Pennsylvania lawmakers: Trump rhetoric at least partly to blame for division
By CAITLIN OPRYSKO
A pair of Pennsylvania congressmen said Monday that President Donald Trump is not blameless when it comes to the rancorous public discourse in America.
Speaking at a POLITICO Playbook Elections event in Philadelphia, retiring GOP Rep. Ryan Costello said the polarized political climate is the result of many variables that are “shaking up the hornet’s nest” but that Trump’s rhetoric “is certainly one of them” for people on both sides of the aisle.
Costello said that for those on the right, Trump is projecting already-existing anger, while the president acts as a trigger for people who are “agitated” on the left.
“In the grand scheme of things, if you were to subsequently ask me, ‘Does he quell or exacerbate?’ I would say he oftentimes exacerbates,” Costello added.
The tone of political rhetoric has come under a harsh spotlight as midterm election campaigns enter their final stretch, and critics have pointed to Trump as a main user of incendiary language that may have emboldened a string of potentially politically motivated violence over the last week.
Democratic Rep. Brendan Boyle cautioned that “it’s very hard to draw a straight line” from a person’s rhetoric to events like Saturday’s mass shooting at a synagogue outside Pittsburgh but said Trump stokes division like no other U.S. president has and that “it does play a role.”

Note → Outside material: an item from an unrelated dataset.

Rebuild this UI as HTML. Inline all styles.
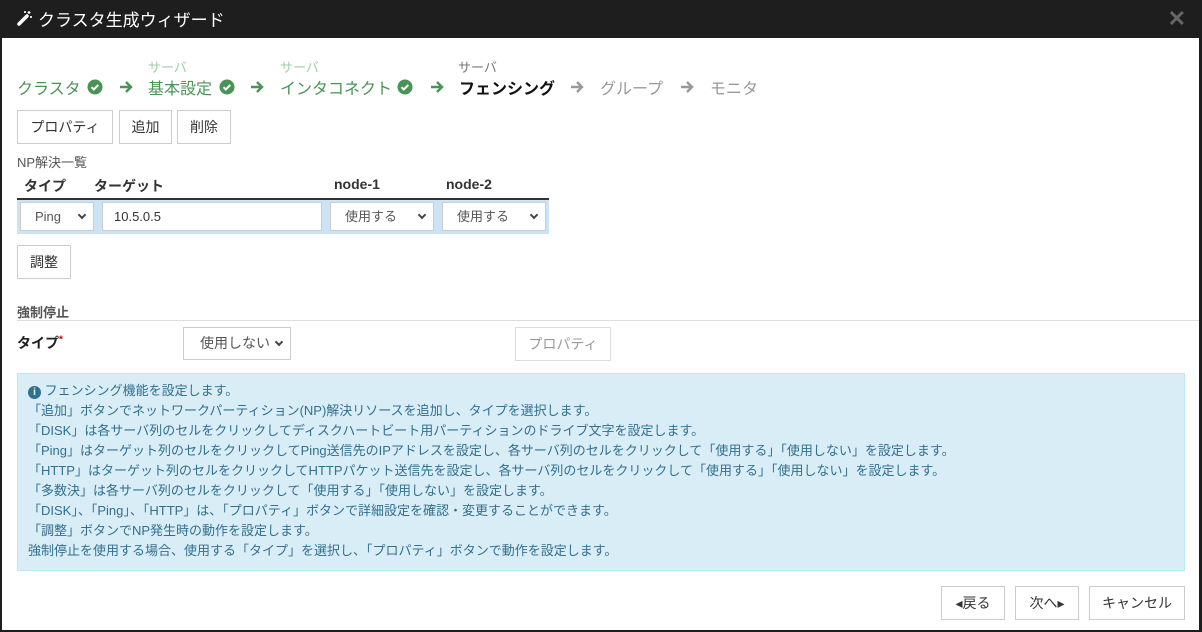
<!DOCTYPE html>
<html><head><meta charset="utf-8"><style>
*{box-sizing:border-box;margin:0;padding:0}
body{width:1202px;height:632px;background:#1e1e1e;font-family:"Liberation Sans","Noto Sans CJK JP",sans-serif;font-size:13px;color:#333;position:relative;overflow:hidden}
.hdr{position:absolute;left:0;top:0;width:1202px;height:38px;color:#fff;font-size:17px}
.hdr .t{position:absolute;left:38px;top:6px}
.x{position:absolute;right:16px;top:6px;color:#666;font-size:22px;font-weight:bold}
.main{position:absolute;left:2px;top:38px;width:1197px;height:592px;background:#fff}
.a{position:absolute;white-space:nowrap}
.g{color:#4a9356}.lg{color:#9dcfa5}
.st{position:absolute;top:37px;font-size:16px;white-space:nowrap}
.btn{position:absolute;border:1px solid #ccc;background:#fff;height:34px;line-height:32px;text-align:center;font-size:14px;color:#333}
.sel{position:absolute;border:1px solid #ccc;background:#fff;height:29px;line-height:27px;font-size:13px;color:#555}
.info{position:absolute;left:15px;top:335px;width:1168px;height:198px;background:#d9edf7;border:1px solid #bce8f1;color:#31708f;font-size:13px;line-height:20px;padding:7px 10px}
.cv{position:absolute;right:8px;top:9px;width:6px;height:6px;border-right:2px solid #444;border-bottom:2px solid #444;transform:rotate(45deg)}
svg{position:absolute}
</style></head><body>
<div class="hdr"><svg style="left:17px;top:10px" width="16" height="16" viewBox="0 0 16 16"><path d="M2 14 L10 6" stroke="#fff" stroke-width="3.5" stroke-linecap="round"/><path d="M12 1v3M10.5 2.5h3M14 6v2M13 7h2M8 1v2M7 2h2" stroke="#fff" stroke-width="1.2"/></svg><span class="t">クラスタ生成ウィザード</span><span class="x">✕</span></div>
<div class="main">
<div class="a lg" style="left:146px;top:19px;font-size:13px">サーバ</div>
<div class="a lg" style="left:278px;top:19px;font-size:13px">サーバ</div>
<div class="a" style="left:456px;top:19px;font-size:13px;color:#777">サーバ</div>
<div class="st g" style="left:15px">クラスタ</div>
<div class="st g" style="left:146px">基本設定</div>
<div class="st g" style="left:278px">インタコネクト</div>
<div class="st" style="left:457px;font-weight:bold;color:#111">フェンシング</div>
<div class="st" style="left:598px;color:#999">グループ</div>
<div class="st" style="left:708px;color:#999">モニタ</div>
<svg style="left:85px;top:41px" width="16" height="16"><circle cx="8" cy="8" r="7.5" fill="#4a9356"/><path d="M4.5 8.2l2.3 2.3 4.5-4.5" stroke="#fff" stroke-width="2" fill="none"/></svg>
<svg style="left:217px;top:41px" width="16" height="16"><circle cx="8" cy="8" r="7.5" fill="#4a9356"/><path d="M4.5 8.2l2.3 2.3 4.5-4.5" stroke="#fff" stroke-width="2" fill="none"/></svg>
<svg style="left:395px;top:41px" width="16" height="16"><circle cx="8" cy="8" r="7.5" fill="#4a9356"/><path d="M4.5 8.2l2.3 2.3 4.5-4.5" stroke="#fff" stroke-width="2" fill="none"/></svg>
<svg style="left:117px;top:42px" width="14" height="14"><path d="M1 7h11M7 2l5 5-5 5" stroke="#4a9356" stroke-width="2.4" fill="none"/></svg>
<svg style="left:248px;top:42px" width="14" height="14"><path d="M1 7h11M7 2l5 5-5 5" stroke="#4a9356" stroke-width="2.4" fill="none"/></svg>
<svg style="left:428px;top:42px" width="14" height="14"><path d="M1 7h11M7 2l5 5-5 5" stroke="#4a9356" stroke-width="2.4" fill="none"/></svg>
<svg style="left:568px;top:42px" width="14" height="14"><path d="M1 7h11M7 2l5 5-5 5" stroke="#999" stroke-width="2.4" fill="none"/></svg>
<svg style="left:678px;top:42px" width="14" height="14"><path d="M1 7h11M7 2l5 5-5 5" stroke="#999" stroke-width="2.4" fill="none"/></svg>
<div class="btn" style="left:15px;top:72px;width:96px">プロパティ</div>
<div class="btn" style="left:117px;top:72px;width:53px">追加</div>
<div class="btn" style="left:175px;top:72px;width:54px">削除</div>
<div class="a" style="left:15px;top:114px;color:#555">NP解決一覧</div>
<div class="a" style="left:22px;top:138px;font-weight:bold;font-size:14px">タイプ</div>
<div class="a" style="left:92px;top:138px;font-weight:bold;font-size:14px">ターゲット</div>
<div class="a" style="left:332px;top:138px;font-weight:bold;font-size:14px">node-1</div>
<div class="a" style="left:444px;top:138px;font-weight:bold;font-size:14px">node-2</div>
<div class="a" style="left:15px;top:160px;width:532px;height:36px;background:#cce3f5;border-top:2px solid #333"></div>
<div class="sel" style="left:18px;top:164px;width:74px;padding-left:14px">Ping<span class="cv"></span></div>
<div class="sel" style="left:100px;top:164px;width:220px;padding-left:11px;color:#333">10.5.0.5</div>
<div class="sel" style="left:328px;top:164px;width:104px;padding-left:14px">使用する<span class="cv"></span></div>
<div class="sel" style="left:440px;top:164px;width:104px;padding-left:14px">使用する<span class="cv"></span></div>
<div class="btn" style="left:15px;top:207px;width:54px">調整</div>
<div class="a" style="left:15px;top:264px;font-weight:bold;color:#555">強制停止</div>
<div class="a" style="left:15px;top:282px;width:1182px;height:1px;background:#ddd"></div>
<div class="a" style="left:15px;top:295px;font-weight:bold;font-size:14px;color:#222">タイプ<sup style="color:#c00;font-size:10px">*</sup></div>
<div class="sel" style="left:181px;top:289px;width:108px;height:33px;line-height:31px;padding-left:16px;font-size:14px">使用しない<span class="cv" style="top:11px"></span></div>
<div class="btn" style="left:513px;top:289px;width:96px;color:#999;border-color:#ddd">プロパティ</div>
<div class="info"><span style="display:inline-block;width:13px;height:13px;border-radius:50%;background:#31708f;color:#fff;font-size:10px;line-height:13px;text-align:center;font-weight:bold">i</span> フェンシング機能を設定します。<br>「追加」ボタンでネットワークパーティション(NP)解決リソースを追加し、タイプを選択します。<br>「DISK」は各サーバ列のセルをクリックしてディスクハートビート用パーティションのドライブ文字を設定します。<br>「Ping」はターゲット列のセルをクリックしてPing送信先のIPアドレスを設定し、各サーバ列のセルをクリックして「使用する」「使用しない」を設定します。<br>「HTTP」はターゲット列のセルをクリックしてHTTPパケット送信先を設定し、各サーバ列のセルをクリックして「使用する」「使用しない」を設定します。<br>「多数決」は各サーバ列のセルをクリックして「使用する」「使用しない」を設定します。<br>「DISK」、「Ping」、「HTTP」は、「プロパティ」ボタンで詳細設定を確認・変更することができます。<br>「調整」ボタンでNP発生時の動作を設定します。<br>強制停止を使用する場合、使用する「タイプ」を選択し、「プロパティ」ボタンで動作を設定します。</div>
<div class="btn" style="left:939px;top:548px;width:64px">◂戻る</div>
<div class="btn" style="left:1013px;top:548px;width:64px">次へ▸</div>
<div class="btn" style="left:1087px;top:548px;width:96px">キャンセル</div>
</div>
</body></html>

“There is no question that this is the most toxic climate in my lifetime,” he said.
The president has rejected accusations that he might have played a role in the shooting, in which 11 people were killed, complaining instead that the media’s “obvious hostility” toward his administration has incited the growing partisan divide.
In the aftermath of the shooting, which was allegedly carried out by a lone gunman targeting Jews, as well as last week’s bomb scare targeting prominent Democrats and Trump critics and allegedly carried out by an ardent supporter of the president, Trump issued calls for unity while also keeping up attacks on his critics.
Trump allies have pointed to last summer’s shooting of House Majority Whip Steve Scalise (R-La.) by a purported supporter of Sen. Bernie Sanders (I-Vt.) and the comments of Democrats like Hillary Clinton, who has said that the party “cannot be civil” with Republicans until Democrats are back in political power.
But Boyle on Monday said that “it’s a very dangerous time” if Americans can’t participate in a healthy debate of ideas and leave room for compromise.